## EXERCISE AIM
In your copy, leave out the pictures; write out all the data exactly.

## MATERIAL
########################################

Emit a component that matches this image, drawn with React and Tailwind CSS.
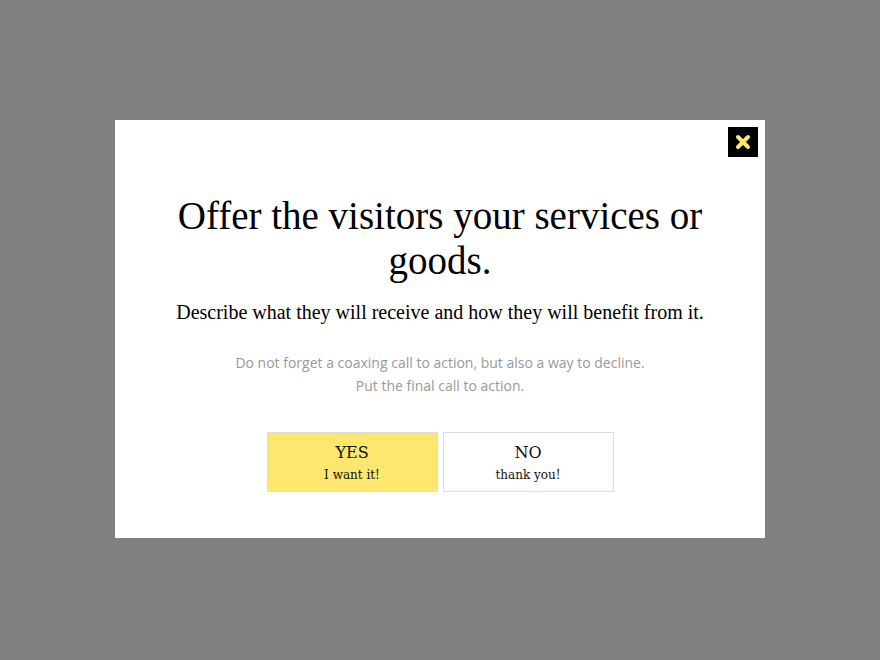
import { useState } from 'react';

function CloseIcon() {
  return (
    <svg width="16" height="16" viewBox="0 0 16 16">
      <path d="M3 3 L13 13 M13 3 L3 13" stroke="#fde76e" strokeWidth="4" strokeLinecap="round" />
    </svg>
  );
}

export default function App() {
  const [open, setOpen] = useState(true);

  return (
    <div className="w-[880px] h-[660px] bg-[#808080] flex justify-center pt-[120px]">
      {open && (
        <div className="relative w-[650px] h-[418px] bg-white flex flex-col items-center pt-[73px]">
          <button
            onClick={() => setOpen(false)}
            className="absolute top-[7px] right-[7px] w-[30px] h-[30px] bg-black flex items-center justify-center">
            <CloseIcon />
          </button>

          <h1 className="w-[580px] text-center text-[39px] leading-[45px] text-black font-['Liberation_Serif',serif]">
            Offer the visitors your services or goods.
          </h1>
          <p className="mt-[16px] text-center text-[20px] leading-[26px] text-black font-['Liberation_Serif',serif]">
            Describe what they will receive and how they will benefit from it.
          </p>
          <p className="mt-[26px] text-center text-[14px] leading-[23px] text-[#999] font-['Open_Sans',sans-serif]">
            Do not forget a coaxing call to action, but also a way to decline.<br />
            Put the final call to action.
          </p>

          <div className="mt-[35px] flex gap-[5px] font-['DejaVu_Serif',serif] text-[#111]">
            <button className="w-[171px] h-[60px] bg-[#fde76e] border border-[#ddd] flex flex-col items-center justify-center pt-[2px]">
              <span className="text-[16px] leading-[20px]">YES</span>
              <span className="text-[12px] leading-[18px] mt-[3px]">I want it!</span>
            </button>
            <button className="w-[171px] h-[60px] bg-white border border-[#ddd] flex flex-col items-center justify-center pt-[2px]">
              <span className="text-[16px] leading-[20px]">NO</span>
              <span className="text-[12px] leading-[18px] mt-[3px]">thank you!</span>
            </button>
          </div>
        </div>
      )}
    </div>
  );
}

########################################

## REPLY
Emit a component that matches this image, drawn with React and Tailwind CSS.
import { useState } from 'react';

function CloseIcon() {
  return (
    <svg width="16" height="16" viewBox="0 0 16 16">
      <path d="M3 3 L13 13 M13 3 L3 13" stroke="#fde76e" strokeWidth="4" strokeLinecap="round" />
    </svg>
  );
}

export default function App() {
  const [open, setOpen] = useState(true);

  return (
    <div className="w-[880px] h-[660px] bg-[#808080] flex justify-center pt-[120px]">
      {open && (
        <div className="relative w-[650px] h-[418px] bg-white flex flex-col items-center pt-[73px]">
          <button
            onClick={() => setOpen(false)}
            className="absolute top-[7px] right-[7px] w-[30px] h-[30px] bg-black flex items-center justify-center">
            <CloseIcon />
          </button>

          <h1 className="w-[580px] text-center text-[39px] leading-[45px] text-black font-['Liberation_Serif',serif]">
            Offer the visitors your services or goods.
          </h1>
          <p className="mt-[16px] text-center text-[20px] leading-[26px] text-black font-['Liberation_Serif',serif]">
            Describe what they will receive and how they will benefit from it.
          </p>
          <p className="mt-[26px] text-center text-[14px] leading-[23px] text-[#999] font-['Open_Sans',sans-serif]">
            Do not forget a coaxing call to action, but also a way to decline.<br />
            Put the final call to action.
          </p>

          <div className="mt-[35px] flex gap-[5px] font-['DejaVu_Serif',serif] text-[#111]">
            <button className="w-[171px] h-[60px] bg-[#fde76e] border border-[#ddd] flex flex-col items-center justify-center pt-[2px]">
              <span className="text-[16px] leading-[20px]">YES</span>
              <span className="text-[12px] leading-[18px] mt-[3px]">I want it!</span>
            </button>
            <button className="w-[171px] h-[60px] bg-white border border-[#ddd] flex flex-col items-center justify-center pt-[2px]">
              <span className="text-[16px] leading-[20px]">NO</span>
              <span className="text-[12px] leading-[18px] mt-[3px]">thank you!</span>
            </button>
          </div>
        </div>
      )}
    </div>
  );
}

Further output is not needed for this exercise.